Raymond Collins wrote this commentary on the Pastoral Epistles in the New Testament Library (NTL) series. Its critical stance is in line with what I found in several of these NTL volumes, though there are a few a little less critical in the series. I’ve heard it criticized for having too little scholarly interaction, but that proved no detriment to me as he at least thoroughly articulates his own critical position. I’m not sure I found as much theology as can be found in some of these NTL volumes, but at around 400 pages he never skimps on various passages.
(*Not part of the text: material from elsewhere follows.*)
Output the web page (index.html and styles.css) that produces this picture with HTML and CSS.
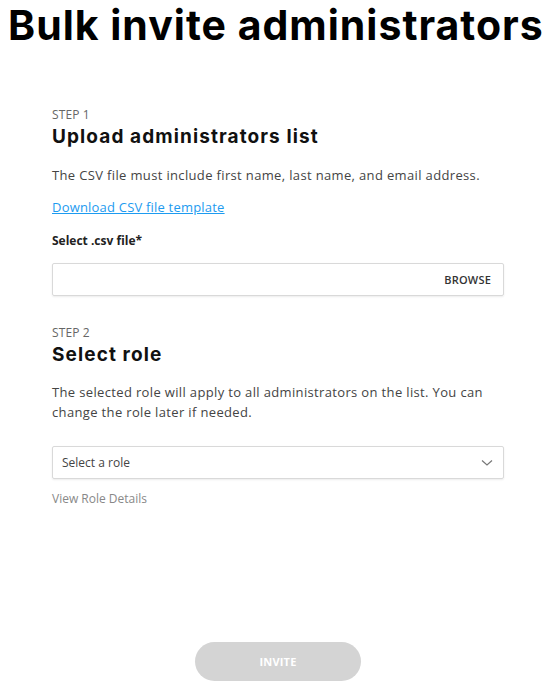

After a bibliography, Collins provides an overall introduction to the Pastoral Epistles. From several angles (second-century witnesses, how the Pastorals differ from other epistles, and a scholarly review of authenticity and literary form), he rejects Pauline authorship and dates late. He reviews other issues within the Pastoral Epistles and determines that it’s reasonable to assume a single author for all three epistles though they came from someone else’s hand after the death of Paul. Strangely, in a section entitled “engaged teaching”, he argues that the teaching presented is taken beyond that which Paul gave. It is in this section, though, that he outlines what are the main themes, in his opinion, of these epistles.
Next, he provides a short introduction to 1 Timothy alone. Mostly that is just to discuss its unique elements. From there, he dives into commentary on the text. The same pattern is followed with 2 Timothy and Titus. Though I often disagreed with him, he did give some good food for thought for several passages. He used the analogy of “text and context” to reserve some of the more debated passages in these epistles to Paul’s day alone (e.g., the Household Code).
While this might not be my favorite NTL volume, it does uphold the series’ aims and is a good representation of the critical position. It’s not as wordy as those in the Anchor Bible Commentary series and so is probably the ideal commentary for those who want to add a critical commentary to round out their studies.
I received this book free from the publisher. I was not required to write a positive review. The opinions I have expressed are my own. I am disclosing this in accordance with the Federal Trade Commission’s 16 CFR, Part 255.